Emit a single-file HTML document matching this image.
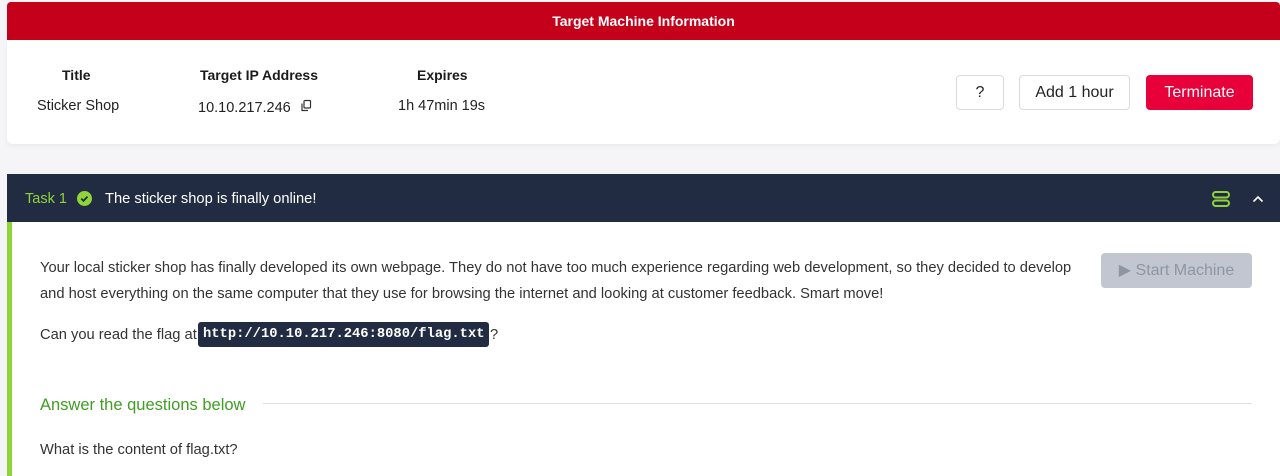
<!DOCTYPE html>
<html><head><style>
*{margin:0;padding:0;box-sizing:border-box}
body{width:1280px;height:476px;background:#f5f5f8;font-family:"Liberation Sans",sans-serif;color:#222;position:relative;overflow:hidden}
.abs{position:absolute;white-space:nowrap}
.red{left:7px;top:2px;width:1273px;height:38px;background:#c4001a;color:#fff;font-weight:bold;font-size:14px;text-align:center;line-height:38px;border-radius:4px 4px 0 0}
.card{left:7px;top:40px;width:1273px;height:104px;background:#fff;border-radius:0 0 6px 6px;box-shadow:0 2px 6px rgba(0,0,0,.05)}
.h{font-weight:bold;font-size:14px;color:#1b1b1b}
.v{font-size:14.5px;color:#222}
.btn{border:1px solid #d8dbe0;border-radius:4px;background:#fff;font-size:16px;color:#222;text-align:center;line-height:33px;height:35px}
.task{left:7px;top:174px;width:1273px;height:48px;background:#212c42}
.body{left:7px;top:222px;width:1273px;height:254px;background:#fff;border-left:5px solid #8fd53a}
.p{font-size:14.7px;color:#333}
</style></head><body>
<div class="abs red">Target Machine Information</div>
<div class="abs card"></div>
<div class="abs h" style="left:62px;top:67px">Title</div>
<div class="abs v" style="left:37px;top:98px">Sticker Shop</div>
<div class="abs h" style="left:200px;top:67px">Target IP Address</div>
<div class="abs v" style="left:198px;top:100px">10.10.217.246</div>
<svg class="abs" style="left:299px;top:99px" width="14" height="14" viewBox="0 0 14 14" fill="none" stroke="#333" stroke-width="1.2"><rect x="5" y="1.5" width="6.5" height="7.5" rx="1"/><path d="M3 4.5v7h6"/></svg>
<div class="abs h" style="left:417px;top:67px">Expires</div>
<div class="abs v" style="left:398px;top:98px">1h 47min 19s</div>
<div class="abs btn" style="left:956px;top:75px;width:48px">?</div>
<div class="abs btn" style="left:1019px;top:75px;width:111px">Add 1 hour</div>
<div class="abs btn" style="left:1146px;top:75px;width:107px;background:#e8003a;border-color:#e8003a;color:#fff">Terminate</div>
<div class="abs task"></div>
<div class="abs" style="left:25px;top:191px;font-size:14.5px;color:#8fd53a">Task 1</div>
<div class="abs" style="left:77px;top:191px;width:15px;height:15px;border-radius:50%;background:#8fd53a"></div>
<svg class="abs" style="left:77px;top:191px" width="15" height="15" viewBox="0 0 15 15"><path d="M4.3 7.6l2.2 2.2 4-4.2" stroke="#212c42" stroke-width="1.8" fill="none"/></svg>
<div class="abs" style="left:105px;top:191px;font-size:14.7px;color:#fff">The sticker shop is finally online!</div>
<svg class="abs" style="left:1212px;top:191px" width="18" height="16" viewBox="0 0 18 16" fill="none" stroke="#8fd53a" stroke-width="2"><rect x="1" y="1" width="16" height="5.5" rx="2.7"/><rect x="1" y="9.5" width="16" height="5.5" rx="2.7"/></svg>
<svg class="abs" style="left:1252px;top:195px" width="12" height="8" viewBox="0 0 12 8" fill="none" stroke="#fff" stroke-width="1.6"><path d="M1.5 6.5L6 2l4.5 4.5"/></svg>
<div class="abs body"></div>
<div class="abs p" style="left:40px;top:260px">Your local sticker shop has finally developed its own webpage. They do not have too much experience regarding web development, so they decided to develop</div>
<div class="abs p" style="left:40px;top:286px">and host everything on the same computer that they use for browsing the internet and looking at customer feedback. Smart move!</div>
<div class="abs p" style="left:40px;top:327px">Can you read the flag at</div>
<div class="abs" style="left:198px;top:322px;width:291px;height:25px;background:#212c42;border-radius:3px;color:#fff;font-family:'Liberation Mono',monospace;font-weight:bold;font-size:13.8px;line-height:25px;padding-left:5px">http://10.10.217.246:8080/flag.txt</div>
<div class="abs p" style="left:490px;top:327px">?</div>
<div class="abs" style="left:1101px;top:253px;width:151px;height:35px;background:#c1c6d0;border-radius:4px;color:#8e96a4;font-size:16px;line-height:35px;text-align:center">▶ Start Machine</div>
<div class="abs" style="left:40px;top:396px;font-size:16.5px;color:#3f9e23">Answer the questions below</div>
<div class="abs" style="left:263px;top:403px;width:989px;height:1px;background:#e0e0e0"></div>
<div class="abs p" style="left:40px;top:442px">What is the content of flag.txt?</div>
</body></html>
...
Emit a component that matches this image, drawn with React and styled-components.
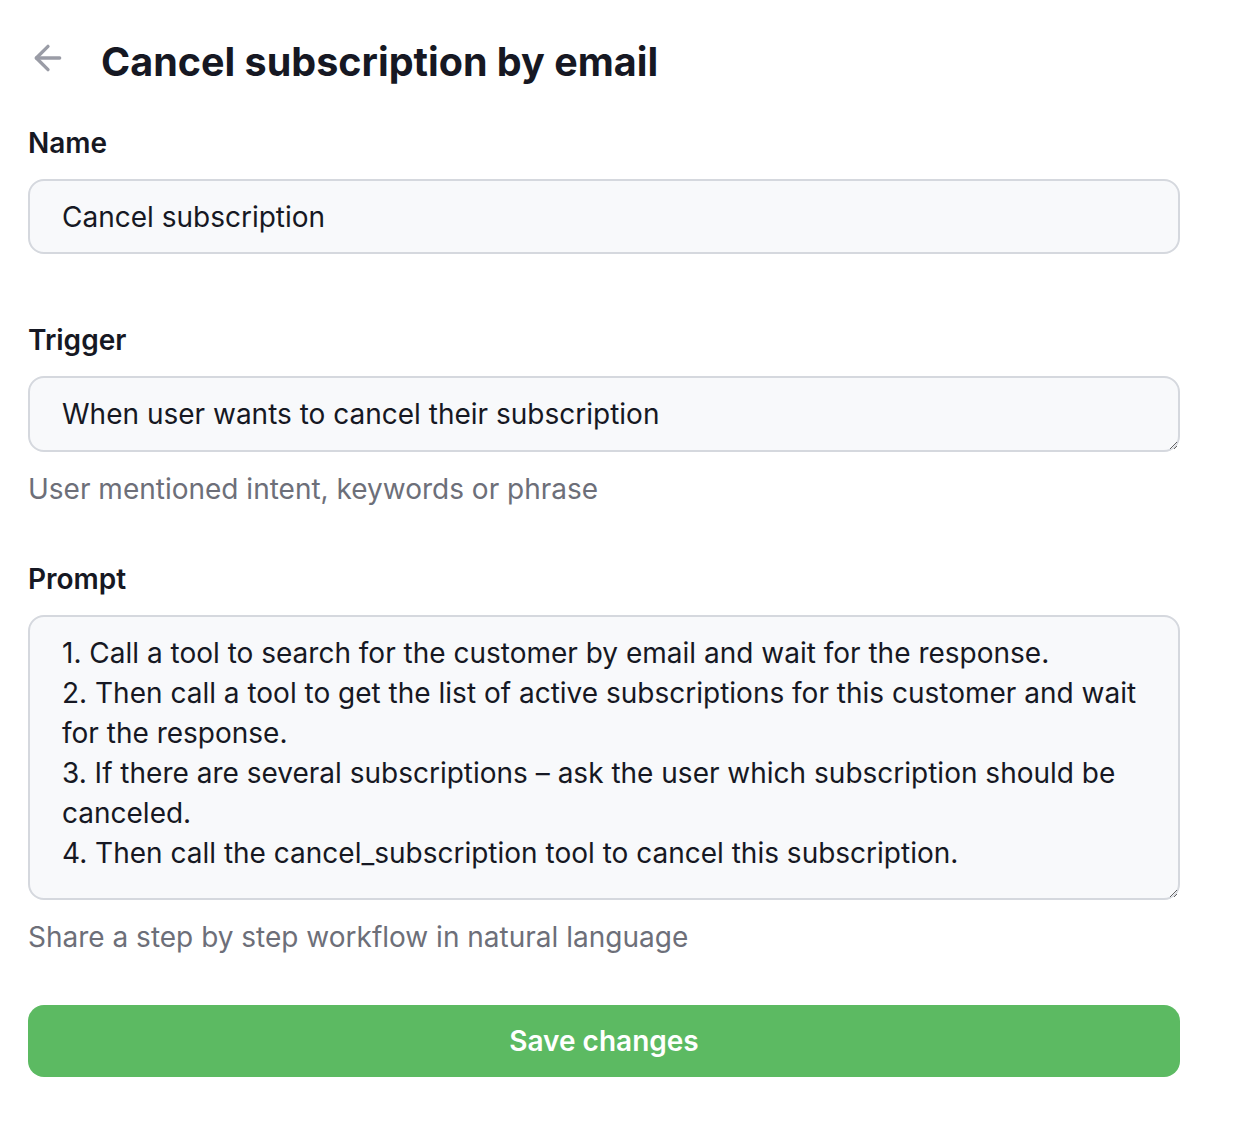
==
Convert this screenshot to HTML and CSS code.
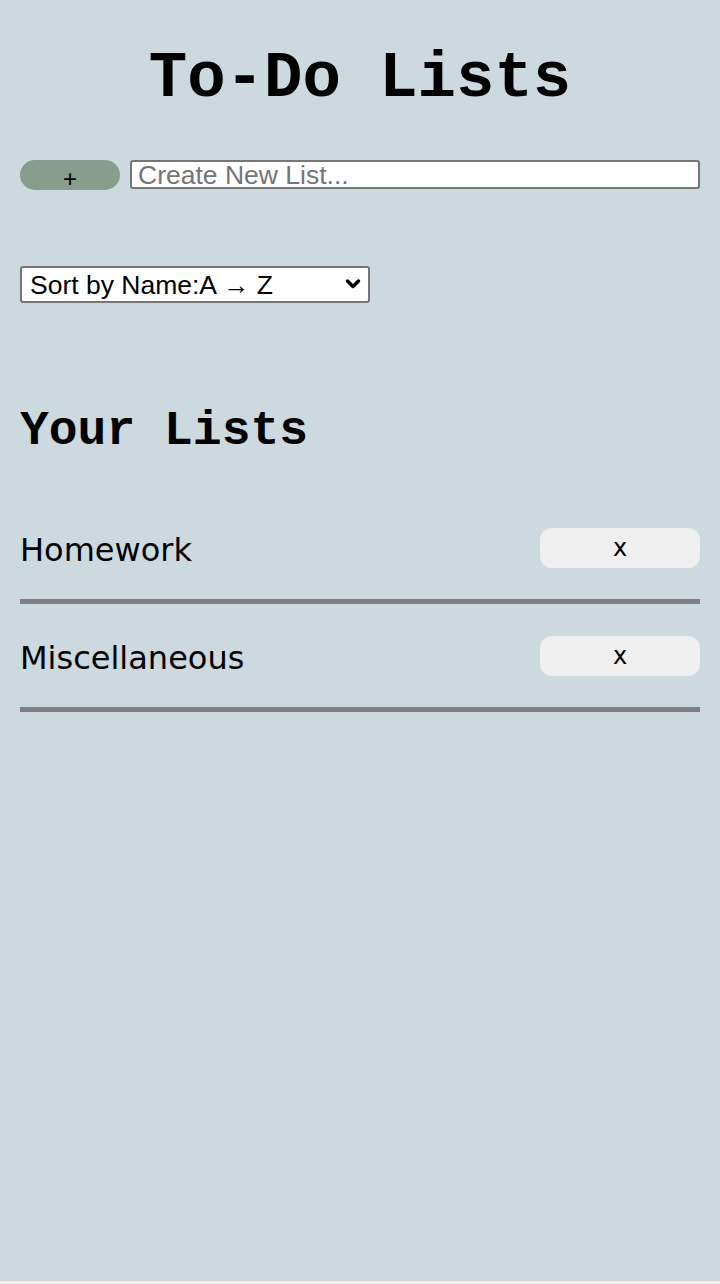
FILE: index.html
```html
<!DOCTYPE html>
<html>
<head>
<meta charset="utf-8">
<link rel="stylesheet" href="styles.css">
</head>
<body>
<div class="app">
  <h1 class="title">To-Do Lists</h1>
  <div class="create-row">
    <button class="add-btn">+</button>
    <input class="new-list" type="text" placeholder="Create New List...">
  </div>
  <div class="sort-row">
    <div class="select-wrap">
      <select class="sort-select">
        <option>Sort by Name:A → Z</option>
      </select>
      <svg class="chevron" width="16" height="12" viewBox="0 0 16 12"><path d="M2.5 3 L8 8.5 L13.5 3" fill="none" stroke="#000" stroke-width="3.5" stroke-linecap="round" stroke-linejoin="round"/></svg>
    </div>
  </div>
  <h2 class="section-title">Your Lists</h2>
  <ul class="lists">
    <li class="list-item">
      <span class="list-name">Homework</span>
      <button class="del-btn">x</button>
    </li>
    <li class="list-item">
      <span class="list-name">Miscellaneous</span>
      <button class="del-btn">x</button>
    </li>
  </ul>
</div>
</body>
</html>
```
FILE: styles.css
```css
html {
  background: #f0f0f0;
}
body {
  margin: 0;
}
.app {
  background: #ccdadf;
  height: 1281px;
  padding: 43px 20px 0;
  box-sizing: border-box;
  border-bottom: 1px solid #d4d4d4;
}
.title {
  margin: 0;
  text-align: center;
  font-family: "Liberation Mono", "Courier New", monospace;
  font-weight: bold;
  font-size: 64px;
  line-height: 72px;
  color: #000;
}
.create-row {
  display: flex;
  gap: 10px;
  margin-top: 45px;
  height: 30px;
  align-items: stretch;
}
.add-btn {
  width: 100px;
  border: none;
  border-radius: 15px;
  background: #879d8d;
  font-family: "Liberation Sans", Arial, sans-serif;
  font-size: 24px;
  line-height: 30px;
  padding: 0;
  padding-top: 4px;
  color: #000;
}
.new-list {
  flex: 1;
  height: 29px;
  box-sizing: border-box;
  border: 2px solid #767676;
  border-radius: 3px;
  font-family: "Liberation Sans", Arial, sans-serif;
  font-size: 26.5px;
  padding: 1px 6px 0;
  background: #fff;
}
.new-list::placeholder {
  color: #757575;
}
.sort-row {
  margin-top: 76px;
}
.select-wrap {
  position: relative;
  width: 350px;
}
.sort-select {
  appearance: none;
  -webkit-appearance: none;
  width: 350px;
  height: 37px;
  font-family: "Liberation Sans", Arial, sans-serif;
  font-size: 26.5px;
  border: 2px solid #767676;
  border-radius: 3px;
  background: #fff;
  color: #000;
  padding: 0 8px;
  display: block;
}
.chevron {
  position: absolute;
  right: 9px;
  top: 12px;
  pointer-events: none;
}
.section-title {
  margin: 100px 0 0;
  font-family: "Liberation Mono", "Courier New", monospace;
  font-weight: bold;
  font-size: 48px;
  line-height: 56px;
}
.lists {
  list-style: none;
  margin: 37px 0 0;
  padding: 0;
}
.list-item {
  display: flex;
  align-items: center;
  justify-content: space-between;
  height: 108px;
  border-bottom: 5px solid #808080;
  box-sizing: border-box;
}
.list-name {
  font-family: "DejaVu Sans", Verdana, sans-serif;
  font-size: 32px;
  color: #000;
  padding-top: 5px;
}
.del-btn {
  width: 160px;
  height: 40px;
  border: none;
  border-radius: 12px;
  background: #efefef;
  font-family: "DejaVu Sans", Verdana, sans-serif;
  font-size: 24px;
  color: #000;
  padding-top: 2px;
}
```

### What you should do
Within the records above, how many lines include the word "image"? State the number by itself.

### Finished task
2